First of all, that is simply not true. Advertising expenditures in Canada are now over $12,000,000,000 annually and 2003 saw the most profitable year in 20 years in commercial TV with the largest single year profit gain in history. TVN made its bid in 2003. The conglomerates not only captured the 2 billion dollars from their national TV monopolies, they also collected record profits from their specialty channels licensed by the CRTC. CHUM Limited, for instance owns 21 of these specialty channels. Bell Globemedia, Quebecor, CanWest Media Works, and Rogers are Canada's largest and most profitable “specialty channel” owners. Pay/Specialty channels earned another $2,000,000,000. The CRTC seems to deny this in their Niagara decision and never mentions that the Toronto TV stations they are protecting are actually huge conglomerates. What would make CH Hamilton perform better? Competition! Niagarans are awed by the hundreds of billboards advertising CH TV that sprung up weeks before the CRTC decision was made to deny TVN a license. Is it a coincidence that CH actually started to re-discover Niagara with some token on air efforts, just before the CRTC decision was announced? We don't think so. There is evidence that the CRTC ordered CH to increase Niagara programming reflection, prior to the CRTC announcement denying a license to TVN.
- The conglomerates knew the Broadcast Act specifically says “Broadcast distribution systems (ROGERS, COGECO, and BELL ExpressVu) are required to carry any licensee, and are to give priority to the carriage of broadcasting.” (i.e. TVN Niagara). That is why the conglomerates moved to protect their myriad specialty network and regional stations and vertically integrated empire from competition.
- The collusion TVN now claims is possibly even more serious than the CRTC denial of Niagara. Although this story could be of interest to many Canadians, certainly Torontonians; no newspaper north of Lake Ontario, none of the conglomerate owned publications, including the National Post, The Globe and Mail, the Toronto Sun, or even the Toronto Star have ever written a word about this sad chapter in CRTC history, despite the fact that many writers and columnists have been contacted directly to take an objective journalistic look at this issue.
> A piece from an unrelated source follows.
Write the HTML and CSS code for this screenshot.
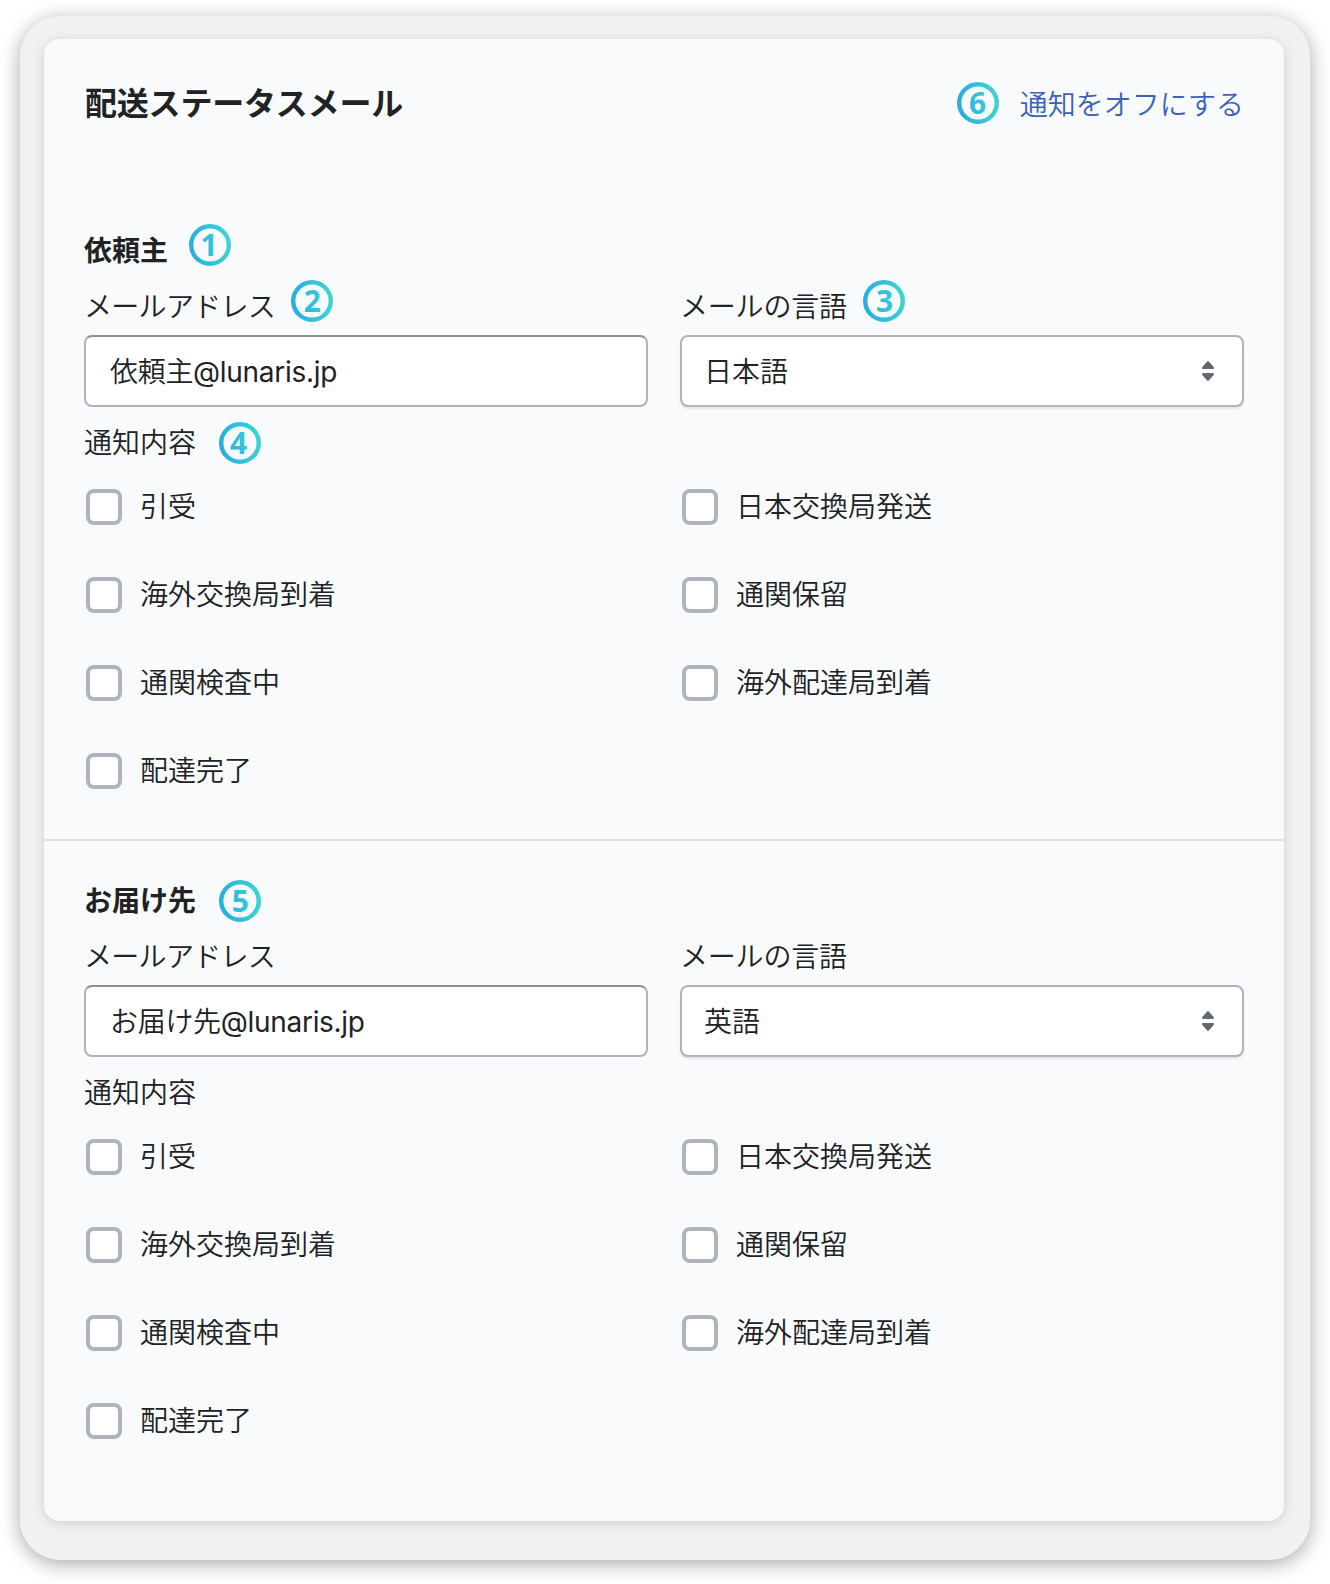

- Now Canada will hear an application to add the Toronto Star to the ownership conglomerate mix as TORSTAR purchases 20% ownership of Bell Globemedia with Lord Thomson buying 40%, effectively changing control of Bell Globemedia. Canada loses one more independent voice. Will TORSTAR do as the other newspapers have done, and ignore stories that might make the owners interests come into question? Would TORSTAR ever publish a negative story about The Globe and Mail or CTV, or Bell, or the massive holding's of Lord Thomson? If the journalistic practices of the other national dailies are any example, we all should fear these continuing mergers that see a concentration of ownership that sees the voices of Canada shrink, and fair commentary about media disappear.
- TORSTAR has already been similarly savaged by a very bad CRTC decision, when they were turned down in a bid to create new TV Stations in Hamilton, Kitchener, and Toronto in 2002. The multi million dollar bid would have created an 85% Canadian Content system. The CRTC opted for a much smaller, under-financed bid to deliver only 14.5 hours Canadian prime time commitment and this station, Toronto One, went into eclipse as a business in less than six months. The genius of the CRTC cannot be trusted. They simply do not understand this business. We attach a story written in 2002 regarding TORSTAR and the CRTC written by Antonia Zerbisias, the applicant chosen by the CRTC, failed dismally.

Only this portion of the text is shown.